**What to work on**:
Pull every line containing "that" out of the material below.
Begin Supplied data
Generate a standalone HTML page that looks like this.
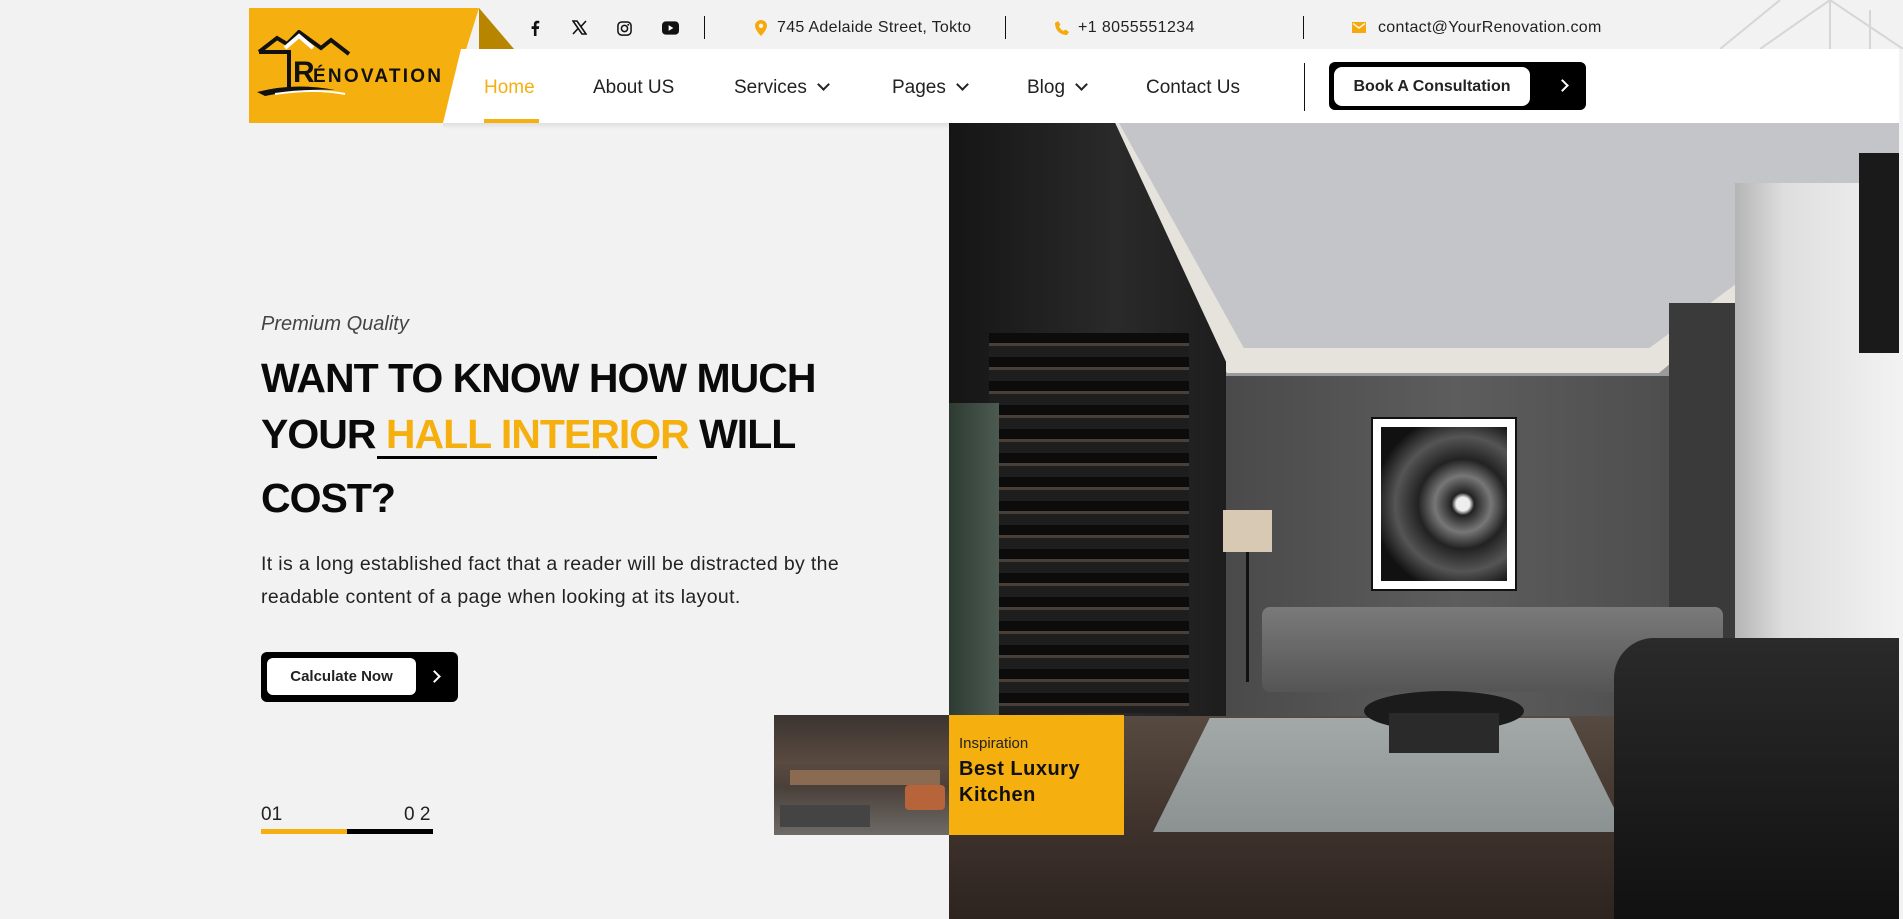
<!DOCTYPE html>
<html><head><meta charset="utf-8"><style>
*{margin:0;padding:0;box-sizing:border-box}
body{width:1903px;height:919px;overflow:hidden;background:#f2f2f2;font-family:"Liberation Sans",sans-serif;position:relative;color:#111}
.a{position:absolute}
.top{font-size:16px;color:#222;top:19px}
.nav{font-size:19px;color:#222;top:77px}
.chev{display:inline-block;width:9px;height:9px;border-right:2px solid #222;border-bottom:2px solid #222;transform:rotate(45deg);margin-left:12px;position:relative;top:-4px}
h1{font-size:41px;font-weight:bold;letter-spacing:-1px;line-height:56px;color:#0a0a0a}
</style></head><body>
<!-- logo -->
<div class="a" style="left:249px;top:8px;width:265px;height:115px;background:#f5b00f;clip-path:polygon(0 0,230px 0,194px 115px,0 115px)"></div>
<div class="a" style="left:479px;top:8px;width:35px;height:41px;background:#b88500;clip-path:polygon(0 0,100% 100%,0 100%)"></div>
<svg class="a" style="left:255px;top:30px" width="200" height="70" viewBox="0 0 200 70">
<path d="M4 22 L22 8 L32 14 L44 2 L66 18 L76 10 L94 24" fill="none" stroke="#111" stroke-width="4"/>
<path d="M30 18 L44 6 L58 18" fill="none" stroke="#fff" stroke-width="4"/>
<path d="M4 22 L34 22 L34 58" fill="none" stroke="#111" stroke-width="4"/>
<path d="M2 62 Q40 52 80 60 Q50 58 10 66 Z" fill="#111"/>
<path d="M20 64 Q60 58 90 64" fill="none" stroke="#fff" stroke-width="2"/>
<text x="38" y="52" font-family="Liberation Sans" font-weight="bold" font-size="30" fill="#111">R</text>
<text x="58" y="52" font-family="Liberation Sans" font-weight="bold" font-size="19" fill="#111" textLength="128">ÉNOVATION</text>
</svg>
<!-- top bar -->
<svg class="a" style="left:528px;top:20px" width="14" height="16" viewBox="0 0 10 16"><path d="M6.5 16V9h2.3l.4-2.7H6.5V4.6c0-.8.3-1.3 1.4-1.3h1.4V.9C9 .8 8.2.7 7.3.7 5.3.7 3.9 1.9 3.9 4.1v2.2H1.6V9h2.3v7z" fill="#111"/></svg>
<svg class="a" style="left:572px;top:20px" width="15" height="15" viewBox="0 0 15 15"><path d="M1 1h4l9 13h-4zM14 1L8.5 7M1 14l5.5-6" stroke="#111" stroke-width="1.6" fill="none"/></svg>
<svg class="a" style="left:617px;top:21px" width="15" height="15" viewBox="0 0 16 16"><rect x="1" y="1" width="14" height="14" rx="4" fill="none" stroke="#111" stroke-width="1.6"/><circle cx="8" cy="8" r="3.3" fill="none" stroke="#111" stroke-width="1.6"/><circle cx="12" cy="4" r="1" fill="#111"/></svg>
<svg class="a" style="left:662px;top:21px" width="17" height="14" viewBox="0 0 18 14"><rect width="18" height="14" rx="4" fill="#111"/><path d="M7 4v6l5-3z" fill="#fff"/></svg>
<div class="a" style="left:704px;top:16px;width:1px;height:23px;background:#111"></div>
<svg class="a" style="left:755px;top:20px" width="12" height="16" viewBox="0 0 12 16"><path d="M6 0C2.7 0 0 2.6 0 5.8 0 10 6 16 6 16s6-6 6-10.2C12 2.6 9.3 0 6 0zm0 8a2.2 2.2 0 110-4.4A2.2 2.2 0 016 8z" fill="#f5a90c"/></svg>
<div class="a top" style="left:777px;letter-spacing:.3px">745 Adelaide Street, Tokto</div>
<div class="a" style="left:1005px;top:16px;width:1px;height:23px;background:#111"></div>
<svg class="a" style="left:1055px;top:21px" width="14" height="14" viewBox="0 0 14 14"><path d="M3 0l2.5 3.5-1.5 2c1 2 2.5 3.5 4.5 4.5l2-1.5L14 11l-2 3C5 14 0 9 0 2z" fill="#f5a90c"/></svg>
<div class="a top" style="left:1078px;letter-spacing:.4px">+1 8055551234</div>
<div class="a" style="left:1303px;top:16px;width:1px;height:23px;background:#111"></div>
<svg class="a" style="left:1352px;top:22px" width="14" height="11" viewBox="0 0 14 11"><rect width="14" height="11" fill="#f5a90c"/><path d="M1 1.5l6 4.5 6-4.5" fill="none" stroke="#fff" stroke-width="1.4"/></svg>
<div class="a top" style="left:1378px;letter-spacing:.3px">contact@YourRenovation.com</div>
<svg class="a" style="left:1720px;top:0" width="183" height="49" viewBox="0 0 183 49"><path d="M0 49L60 0M40 49L110 0M110 0V49M150 10V49M110 0L183 49" stroke="#d6d6d6" stroke-width="2" fill="none"/></svg>
<!-- nav bar -->
<div class="a" style="left:443px;top:49px;width:1456px;height:74px;background:#fff;clip-path:polygon(18px 0,100% 0,100% 100%,0 100%)"></div>
<div class="a" style="left:443px;top:123px;width:1456px;height:6px;background:linear-gradient(rgba(0,0,0,.08),transparent)"></div>
<div class="a nav" style="left:484px;color:#f5b00f">Home</div>
<div class="a" style="left:484px;top:119px;width:55px;height:4px;background:#f5b00f"></div>
<div class="a nav" style="left:593px">About US</div>
<div class="a nav" style="left:734px">Services<span class="chev"></span></div>
<div class="a nav" style="left:892px">Pages<span class="chev"></span></div>
<div class="a nav" style="left:1027px">Blog<span class="chev"></span></div>
<div class="a nav" style="left:1146px">Contact Us</div>
<div class="a" style="left:1304px;top:63px;width:1px;height:48px;background:#111"></div>
<div class="a" style="left:1329px;top:62px;width:257px;height:48px;background:#000;border-radius:6px"></div>
<div class="a" style="left:1334px;top:67px;width:196px;height:39px;background:#fff;border-radius:8px;font-size:16px;font-weight:bold;color:#222;text-align:center;line-height:39px">Book A Consultation</div>
<div class="a" style="left:1558px;top:81px;width:9px;height:9px;border-right:2px solid #fff;border-top:2px solid #fff;transform:rotate(45deg)"></div>
<!-- hero text -->
<div class="a" style="left:261px;top:313px;font-size:20px;font-style:italic;color:#444">Premium Quality</div>
<h1 class="a" style="left:261px;top:350px;width:640px">WANT TO KNOW HOW MUCH<br>YOUR <span style="color:#f5b00f">HALL INTERIOR</span> WILL<br><span style="position:relative;top:8px">COST?</span></h1>
<div class="a" style="left:377px;top:456px;width:280px;height:3px;background:#000"></div>
<div class="a" style="left:261px;top:548px;font-size:19.5px;letter-spacing:.35px;line-height:33px;color:#222;width:700px">It is a long established fact that a reader will be distracted by the<br>readable content of a page when looking at its layout.</div>
<div class="a" style="left:261px;top:652px;width:197px;height:50px;background:#000;border-radius:6px"></div>
<div class="a" style="left:267px;top:658px;width:149px;height:37px;background:#fff;border-radius:6px;font-size:15px;font-weight:bold;color:#222;text-align:center;line-height:37px">Calculate Now</div>
<div class="a" style="left:430px;top:672px;width:9px;height:9px;border-right:2px solid #fff;border-top:2px solid #fff;transform:rotate(45deg)"></div>
<div class="a" style="left:261px;top:804px;font-size:19px;color:#222">01</div>
<div class="a" style="left:404px;top:804px;font-size:19px;color:#222">0 2</div>
<div class="a" style="left:261px;top:829px;width:86px;height:5px;background:#f5b00f"></div>
<div class="a" style="left:347px;top:829px;width:86px;height:5px;background:#000"></div>
<!-- hero image -->
<div class="a" style="left:949px;top:123px;width:950px;height:796px;overflow:hidden;background:#1c1c1c">
 <div class="a" style="left:0;top:0;width:950px;height:260px;background:linear-gradient(#7e7f82,#9a9b9d)"></div>
 <div class="a" style="left:150px;top:0;width:800px;height:250px;background:#e6e2dc;clip-path:polygon(0 0,100% 0,100% 20%,70% 100%,16% 100%)"></div>
 <div class="a" style="left:170px;top:0;width:780px;height:225px;background:#c4c5c8;clip-path:polygon(0 0,100% 0,100% 18%,68% 100%,16% 100%)"></div>
 <div class="a" style="left:277px;top:253px;width:460px;height:345px;background:linear-gradient(90deg,#4a4a4a,#5d5d5d,#4d4d4d)"></div>
 <div class="a" style="left:0;top:0;width:277px;height:796px;background:linear-gradient(90deg,#151515,#2a2a2a 60%,#1d1d1d);clip-path:polygon(0 0,60% 0,100% 30%,100% 100%,0 100%)"></div>
 <div class="a" style="left:40px;top:210px;width:200px;height:380px;background:repeating-linear-gradient(180deg,#0c0c0c 0 10px,#4a4038 10px 13px,#1e1e1e 13px 24px)"></div>
 <div class="a" style="left:0;top:280px;width:50px;height:330px;background:linear-gradient(90deg,#2d3b33,#4d5a52)"></div>
 <div class="a" style="left:720px;top:180px;width:70px;height:440px;background:#3a3a3a"></div>
 <div class="a" style="left:786px;top:60px;width:164px;height:580px;background:linear-gradient(90deg,#b5b5b5,#dedede 30%,#f2f2f2)"></div>
 <div class="a" style="left:910px;top:30px;width:40px;height:200px;background:#1a1a1a"></div>
 <div class="a" style="left:0;top:593px;width:950px;height:203px;background:linear-gradient(#574a40,#3c302a 60%,#2d2420)"></div>
 <div class="a" style="left:204px;top:595px;width:473px;height:114px;background:linear-gradient(#a3a9a8,#8c9291);clip-path:polygon(12% 0,88% 0,100% 100%,0 100%)"></div>
 <div class="a" style="left:313px;top:484px;width:461px;height:85px;background:linear-gradient(#7a7a7a,#555);border-radius:8px"></div>
 <div class="a" style="left:415px;top:568px;width:160px;height:40px;background:#1b1b1b;border-radius:50%"></div>
 <div class="a" style="left:440px;top:590px;width:110px;height:40px;background:#2a2a2a"></div>
 <div class="a" style="left:665px;top:515px;width:290px;height:281px;background:linear-gradient(#2a2a2a,#111);border-radius:40px 0 0 0"></div>
 <div class="a" style="left:422px;top:294px;width:146px;height:174px;background:#fff;border:2px solid #111"></div>
 <div class="a" style="left:432px;top:304px;width:126px;height:154px;background:radial-gradient(circle at 65% 50%,#eee 0 6%,#222 10%,#777 25%,#222 40%,#555 60%,#111 80%)"></div>
 <div class="a" style="left:274px;top:387px;width:49px;height:42px;background:#d8c9b5"></div>
 <div class="a" style="left:297px;top:429px;width:3px;height:130px;background:#111"></div>
</div>
<!-- inspiration card -->
<div class="a" style="left:774px;top:715px;width:175px;height:120px;background:linear-gradient(180deg,#3b3430 0,#5a4a40 40%,#4a403a 60%,#6e6a66 100%)"></div>
<div class="a" style="left:790px;top:770px;width:150px;height:15px;background:#8a6a50"></div>
<div class="a" style="left:780px;top:805px;width:90px;height:22px;background:#444"></div>
<div class="a" style="left:905px;top:785px;width:40px;height:25px;background:#b8643a;border-radius:4px"></div>
<div class="a" style="left:949px;top:715px;width:175px;height:120px;background:#f5b00f"></div>
<div class="a" style="left:959px;top:735px;font-size:15px;color:#222">Inspiration</div>
<div class="a" style="left:959px;top:756px;font-size:20px;font-weight:bold;line-height:26px;letter-spacing:.5px;color:#111">Best Luxury<br>Kitchen</div>
</body></html>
End Supplied data
**Result of the exercise**:
Generate a standalone HTML page that looks like this.
<div class="a" style="left:261px;top:548px;font-size:19.5px;letter-spacing:.35px;line-height:33px;color:#222;width:700px">It is a long established fact that a reader will be distracted by the<br>readable content of a page when looking at its layout.</div>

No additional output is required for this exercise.